Your instructions
Restate the whole of the material. Keep every word, and drop the pictures.
◇ ◇ ◇
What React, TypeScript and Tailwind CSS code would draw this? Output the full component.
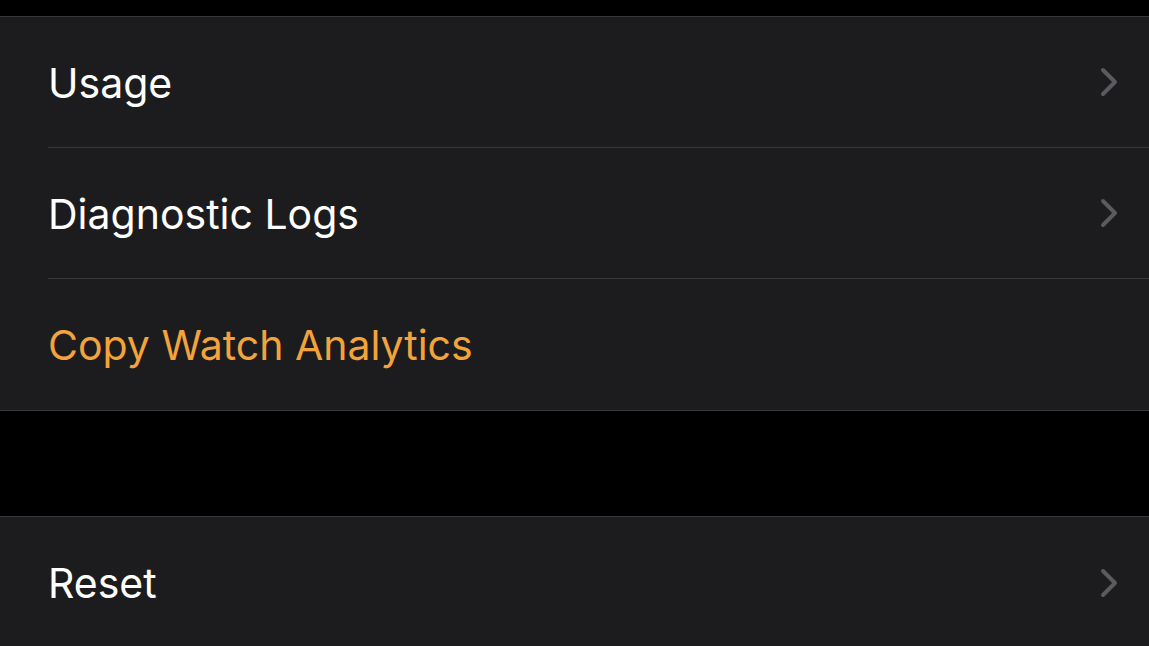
import React from "react";

const Chevron = () => (
  <svg width="20" height="30" viewBox="0 0 20 30" className="shrink-0">
    <path d="M4 3 L16 15 L4 27" fill="none" stroke="#5b5b5f" strokeWidth="4" strokeLinecap="round" strokeLinejoin="round" />
  </svg>
);

const Row = ({ label, orange, chevron, last }: { label: string; orange?: boolean; chevron?: boolean; last?: boolean }) => (
  <div className="pl-[48px] bg-[#1c1c1e]">
    <div className={`h-[131px] flex items-center pr-[30px] ${last ? "" : "border-b border-[#38383a]"}`}>
      <span className={`flex-1 text-[41px] leading-none pt-[2px] ${orange ? "text-[#f3a33b]" : "text-white"}`}>{label}</span>
      {chevron && <Chevron />}
    </div>
  </div>
);

export default function App() {
  return (
    <div className="w-[1149px] h-[646px] bg-black overflow-hidden" style={{ fontFamily: "Inter, 'Noto Sans', sans-serif" }}>
      <div className="h-[16px]" />
      <div className="border-y border-[#38383a]">
        <Row label="Usage" chevron />
        <Row label="Diagnostic Logs" chevron />
        <Row label="Copy Watch Analytics" orange last />
      </div>
      <div className="h-[105px]" />
      <div className="border-t border-[#38383a]">
        <Row label="Reset" chevron last />
      </div>
    </div>
  );
}
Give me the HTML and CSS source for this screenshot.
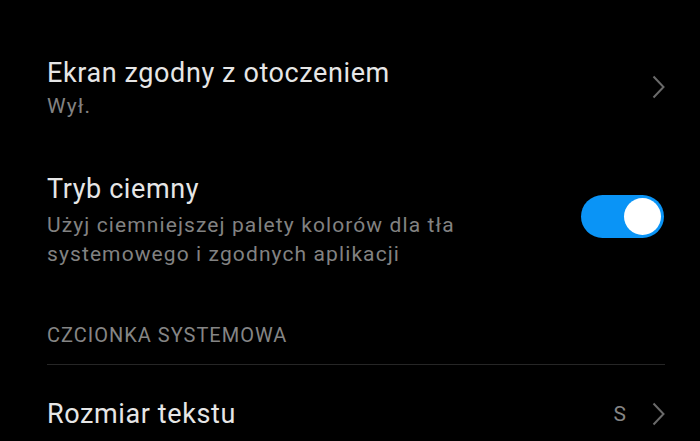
FILE: index.html
```html
<!DOCTYPE html>
<html lang="pl">
<head>
<meta charset="utf-8">
<link rel="stylesheet" href="styles.css">
</head>
<body>
<div class="list">
  <div class="item item-first">
    <div class="text">
      <div class="title">Ekran zgodny z otoczeniem</div>
      <div class="sub">Wył.</div>
    </div>
    <svg class="chev chev-top" width="13" height="24" viewBox="0 0 13 24"><polyline points="1.5,1.5 11.5,12 1.5,22.5" fill="none" stroke="#6a6a6a" stroke-width="2"/></svg>
  </div>
  <div class="item item-second">
    <div class="text">
      <div class="title">Tryb ciemny</div>
      <div class="sub sub-gap">Użyj ciemniejszej palety kolorów dla tła<br>systemowego i zgodnych aplikacji</div>
    </div>
    <div class="toggle"><div class="knob"></div></div>
  </div>
  <div class="section">CZCIONKA SYSTEMOWA</div>
  <div class="divider"></div>
  <div class="item item-third">
    <div class="title">Rozmiar tekstu</div>
    <div class="value">
      <span class="val">S</span>
      <svg class="chev" width="13" height="24" viewBox="0 0 13 24"><polyline points="1.5,1.5 11.5,12 1.5,22.5" fill="none" stroke="#6a6a6a" stroke-width="2"/></svg>
    </div>
  </div>
</div>
</body>
</html>
```

FILE: styles.css
```css
html, body {
  margin: 0;
  padding: 0;
  background: #000;
  height: 441px;
  overflow: hidden;
}
body {
  font-family: Roboto, "Noto Sans", sans-serif;
}
.list {
  padding: 56px 36px 0 47px;
}
.item {
  display: flex;
  justify-content: space-between;
  align-items: flex-start;
}
.title {
  font-size: 27px;
  line-height: 34px;
  letter-spacing: 0.6px;
  color: #e6e6e6;
}
.sub {
  font-size: 21px;
  line-height: 29px;
  letter-spacing: 1.1px;
  color: #828282;
  margin-top: 2px;
}
.sub-gap {
  margin-top: 5px;
}
.chev {
  display: block;
}
.chev-top {
  margin-top: 19px;
  margin-right: -1px;
}
.item-second {
  margin-top: 51px;
}
.toggle {
  width: 83px;
  height: 43px;
  border-radius: 22px;
  background: #0a94f6;
  margin-top: 23px;
  display: flex;
  align-items: center;
  justify-content: flex-end;
  padding-right: 3px;
  box-sizing: border-box;
}
.knob {
  width: 37px;
  height: 37px;
  border-radius: 50%;
  background: #fff;
}
.section {
  margin-top: 54px;
  font-size: 20px;
  line-height: 24px;
  letter-spacing: 1px;
  color: #858585;
}
.divider {
  margin-top: 17px;
  height: 1px;
  background: #262626;
  margin-right: -1px;
}
.item-third {
  margin-top: 32px;
  align-items: center;
}
.value {
  display: flex;
  align-items: center;
  gap: 26px;
  margin-right: -1px;
}
.val {
  font-size: 21px;
  color: #858585;
}
```
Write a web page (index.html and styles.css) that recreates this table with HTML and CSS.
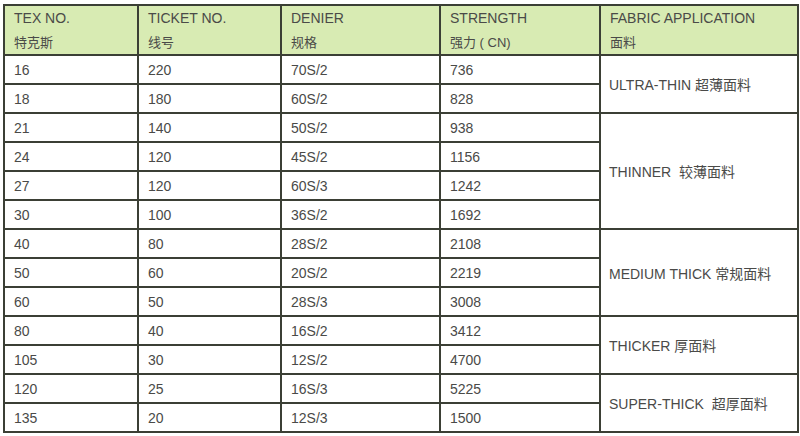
FILE: index.html
```html
<!DOCTYPE html>
<html lang="zh">
<head>
<meta charset="utf-8">
<title>Thread specification table</title>
<link rel="stylesheet" href="styles.css">
</head>
<body>
<table class="spec">
  <colgroup>
    <col class="c1"><col class="c2"><col class="c3"><col class="c4"><col class="c5">
  </colgroup>
  <thead>
    <tr>
      <th><span class="en">TEX NO.</span><span class="zh">特克斯</span></th>
      <th><span class="en">TICKET NO.</span><span class="zh">线号</span></th>
      <th><span class="en">DENIER</span><span class="zh">规格</span></th>
      <th><span class="en">STRENGTH</span><span class="zh">强力 ( CN)</span></th>
      <th><span class="en">FABRIC APPLICATION</span><span class="zh">面料</span></th>
    </tr>
  </thead>
  <tbody>
    <tr><td>16</td><td>220</td><td>70S/2</td><td>736</td><td class="app" rowspan="2">ULTRA-THIN 超薄面料</td></tr>
    <tr><td>18</td><td>180</td><td>60S/2</td><td>828</td></tr>
    <tr><td>21</td><td>140</td><td>50S/2</td><td>938</td><td class="app" rowspan="4">THINNER&nbsp; 较薄面料</td></tr>
    <tr><td>24</td><td>120</td><td>45S/2</td><td>1156</td></tr>
    <tr><td>27</td><td>120</td><td>60S/3</td><td>1242</td></tr>
    <tr><td>30</td><td>100</td><td>36S/2</td><td>1692</td></tr>
    <tr><td>40</td><td>80</td><td>28S/2</td><td>2108</td><td class="app" rowspan="3">MEDIUM THICK 常规面料</td></tr>
    <tr><td>50</td><td>60</td><td>20S/2</td><td>2219</td></tr>
    <tr><td>60</td><td>50</td><td>28S/3</td><td>3008</td></tr>
    <tr><td>80</td><td>40</td><td>16S/2</td><td>3412</td><td class="app" rowspan="2">THICKER 厚面料</td></tr>
    <tr><td>105</td><td>30</td><td>12S/2</td><td>4700</td></tr>
    <tr><td>120</td><td>25</td><td>16S/3</td><td>5225</td><td class="app" rowspan="2">SUPER-THICK&nbsp; 超厚面料</td></tr>
    <tr><td>135</td><td>20</td><td>12S/3</td><td>1500</td></tr>
  </tbody>
</table>
</body>
</html>
```

FILE: styles.css
```css
html, body {
  margin: 0;
  padding: 0;
  background: #ffffff;
}

body {
  padding: 4px 0 0 3px;
  font-family: "Liberation Sans", Arial, "Noto Sans CJK SC", sans-serif;
  color: #4a4a48;
}

.spec {
  border-collapse: collapse;
  table-layout: fixed;
  width: 794px;
}

.c1 { width: 134px; }
.c2 { width: 143px; }
.c3 { width: 159px; }
.c4 { width: 160px; }
.c5 { width: 198px; }

.spec th,
.spec td {
  border: 2px solid #3b3f35;
  padding: 0 0 0 9px;
  text-align: left;
  vertical-align: middle;
  font-weight: normal;
}

.spec th {
  background: #d8ebb3;
  height: 48px;
  vertical-align: top;
}

.en {
  display: block;
  padding-top: 1px;
  font-size: 14px;
  line-height: 22px;
}

.zh {
  display: block;
  margin-top: 3px;
  font-size: 13px;
  line-height: 22px;
  font-family: "Liberation Sans", "Noto Sans CJK SC", sans-serif;
}

.spec td {
  height: 27px;
  font-size: 14px;
  font-family: "Liberation Sans", "Noto Sans CJK SC", sans-serif;
}

.spec td.app {
  padding-left: 8px;
}
```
◇ ◇ ◇
Written answer
What React, TypeScript and Tailwind CSS code would draw this? Output the full component.
import React from "react";

const Chevron = () => (
  <svg width="20" height="30" viewBox="0 0 20 30" className="shrink-0">
    <path d="M4 3 L16 15 L4 27" fill="none" stroke="#5b5b5f" strokeWidth="4" strokeLinecap="round" strokeLinejoin="round" />
  </svg>
);

const Row = ({ label, orange, chevron, last }: { label: string; orange?: boolean; chevron?: boolean; last?: boolean }) => (
  <div className="pl-[48px] bg-[#1c1c1e]">
    <div className={`h-[131px] flex items-center pr-[30px] ${last ? "" : "border-b border-[#38383a]"}`}>
      <span className={`flex-1 text-[41px] leading-none pt-[2px] ${orange ? "text-[#f3a33b]" : "text-white"}`}>{label}</span>
      {chevron && <Chevron />}
    </div>
  </div>
);

export default function App() {
  return (
    <div className="w-[1149px] h-[646px] bg-black overflow-hidden" style={{ fontFamily: "Inter, 'Noto Sans', sans-serif" }}>
      <div className="h-[16px]" />
      <div className="border-y border-[#38383a]">
        <Row label="Usage" chevron />
        <Row label="Diagnostic Logs" chevron />
        <Row label="Copy Watch Analytics" orange last />
      </div>
      <div className="h-[105px]" />
      <div className="border-t border-[#38383a]">
        <Row label="Reset" chevron last />
      </div>
    </div>
  );
}
Give me the HTML and CSS source for this screenshot.
FILE: index.html
```html
<!DOCTYPE html>
<html lang="pl">
<head>
<meta charset="utf-8">
<link rel="stylesheet" href="styles.css">
</head>
<body>
<div class="list">
  <div class="item item-first">
    <div class="text">
      <div class="title">Ekran zgodny z otoczeniem</div>
      <div class="sub">Wył.</div>
    </div>
    <svg class="chev chev-top" width="13" height="24" viewBox="0 0 13 24"><polyline points="1.5,1.5 11.5,12 1.5,22.5" fill="none" stroke="#6a6a6a" stroke-width="2"/></svg>
  </div>
  <div class="item item-second">
    <div class="text">
      <div class="title">Tryb ciemny</div>
      <div class="sub sub-gap">Użyj ciemniejszej palety kolorów dla tła<br>systemowego i zgodnych aplikacji</div>
    </div>
    <div class="toggle"><div class="knob"></div></div>
  </div>
  <div class="section">CZCIONKA SYSTEMOWA</div>
  <div class="divider"></div>
  <div class="item item-third">
    <div class="title">Rozmiar tekstu</div>
    <div class="value">
      <span class="val">S</span>
      <svg class="chev" width="13" height="24" viewBox="0 0 13 24"><polyline points="1.5,1.5 11.5,12 1.5,22.5" fill="none" stroke="#6a6a6a" stroke-width="2"/></svg>
    </div>
  </div>
</div>
</body>
</html>
```

FILE: styles.css
```css
html, body {
  margin: 0;
  padding: 0;
  background: #000;
  height: 441px;
  overflow: hidden;
}
body {
  font-family: Roboto, "Noto Sans", sans-serif;
}
.list {
  padding: 56px 36px 0 47px;
}
.item {
  display: flex;
  justify-content: space-between;
  align-items: flex-start;
}
.title {
  font-size: 27px;
  line-height: 34px;
  letter-spacing: 0.6px;
  color: #e6e6e6;
}
.sub {
  font-size: 21px;
  line-height: 29px;
  letter-spacing: 1.1px;
  color: #828282;
  margin-top: 2px;
}
.sub-gap {
  margin-top: 5px;
}
.chev {
  display: block;
}
.chev-top {
  margin-top: 19px;
  margin-right: -1px;
}
.item-second {
  margin-top: 51px;
}
.toggle {
  width: 83px;
  height: 43px;
  border-radius: 22px;
  background: #0a94f6;
  margin-top: 23px;
  display: flex;
  align-items: center;
  justify-content: flex-end;
  padding-right: 3px;
  box-sizing: border-box;
}
.knob {
  width: 37px;
  height: 37px;
  border-radius: 50%;
  background: #fff;
}
.section {
  margin-top: 54px;
  font-size: 20px;
  line-height: 24px;
  letter-spacing: 1px;
  color: #858585;
}
.divider {
  margin-top: 17px;
  height: 1px;
  background: #262626;
  margin-right: -1px;
}
.item-third {
  margin-top: 32px;
  align-items: center;
}
.value {
  display: flex;
  align-items: center;
  gap: 26px;
  margin-right: -1px;
}
.val {
  font-size: 21px;
  color: #858585;
}
```
Write a web page (index.html and styles.css) that recreates this table with HTML and CSS.
FILE: index.html
```html
<!DOCTYPE html>
<html lang="zh">
<head>
<meta charset="utf-8">
<title>Thread specification table</title>
<link rel="stylesheet" href="styles.css">
</head>
<body>
<table class="spec">
  <colgroup>
    <col class="c1"><col class="c2"><col class="c3"><col class="c4"><col class="c5">
  </colgroup>
  <thead>
    <tr>
      <th><span class="en">TEX NO.</span><span class="zh">特克斯</span></th>
      <th><span class="en">TICKET NO.</span><span class="zh">线号</span></th>
      <th><span class="en">DENIER</span><span class="zh">规格</span></th>
      <th><span class="en">STRENGTH</span><span class="zh">强力 ( CN)</span></th>
      <th><span class="en">FABRIC APPLICATION</span><span class="zh">面料</span></th>
    </tr>
  </thead>
  <tbody>
    <tr><td>16</td><td>220</td><td>70S/2</td><td>736</td><td class="app" rowspan="2">ULTRA-THIN 超薄面料</td></tr>
    <tr><td>18</td><td>180</td><td>60S/2</td><td>828</td></tr>
    <tr><td>21</td><td>140</td><td>50S/2</td><td>938</td><td class="app" rowspan="4">THINNER&nbsp; 较薄面料</td></tr>
    <tr><td>24</td><td>120</td><td>45S/2</td><td>1156</td></tr>
    <tr><td>27</td><td>120</td><td>60S/3</td><td>1242</td></tr>
    <tr><td>30</td><td>100</td><td>36S/2</td><td>1692</td></tr>
    <tr><td>40</td><td>80</td><td>28S/2</td><td>2108</td><td class="app" rowspan="3">MEDIUM THICK 常规面料</td></tr>
    <tr><td>50</td><td>60</td><td>20S/2</td><td>2219</td></tr>
    <tr><td>60</td><td>50</td><td>28S/3</td><td>3008</td></tr>
    <tr><td>80</td><td>40</td><td>16S/2</td><td>3412</td><td class="app" rowspan="2">THICKER 厚面料</td></tr>
    <tr><td>105</td><td>30</td><td>12S/2</td><td>4700</td></tr>
    <tr><td>120</td><td>25</td><td>16S/3</td><td>5225</td><td class="app" rowspan="2">SUPER-THICK&nbsp; 超厚面料</td></tr>
    <tr><td>135</td><td>20</td><td>12S/3</td><td>1500</td></tr>
  </tbody>
</table>
</body>
</html>
```

FILE: styles.css
```css
html, body {
  margin: 0;
  padding: 0;
  background: #ffffff;
}

body {
  padding: 4px 0 0 3px;
  font-family: "Liberation Sans", Arial, "Noto Sans CJK SC", sans-serif;
  color: #4a4a48;
}

.spec {
  border-collapse: collapse;
  table-layout: fixed;
  width: 794px;
}

.c1 { width: 134px; }
.c2 { width: 143px; }
.c3 { width: 159px; }
.c4 { width: 160px; }
.c5 { width: 198px; }

.spec th,
.spec td {
  border: 2px solid #3b3f35;
  padding: 0 0 0 9px;
  text-align: left;
  vertical-align: middle;
  font-weight: normal;
}

.spec th {
  background: #d8ebb3;
  height: 48px;
  vertical-align: top;
}

.en {
  display: block;
  padding-top: 1px;
  font-size: 14px;
  line-height: 22px;
}

.zh {
  display: block;
  margin-top: 3px;
  font-size: 13px;
  line-height: 22px;
  font-family: "Liberation Sans", "Noto Sans CJK SC", sans-serif;
}

.spec td {
  height: 27px;
  font-size: 14px;
  font-family: "Liberation Sans", "Noto Sans CJK SC", sans-serif;
}

.spec td.app {
  padding-left: 8px;
}
```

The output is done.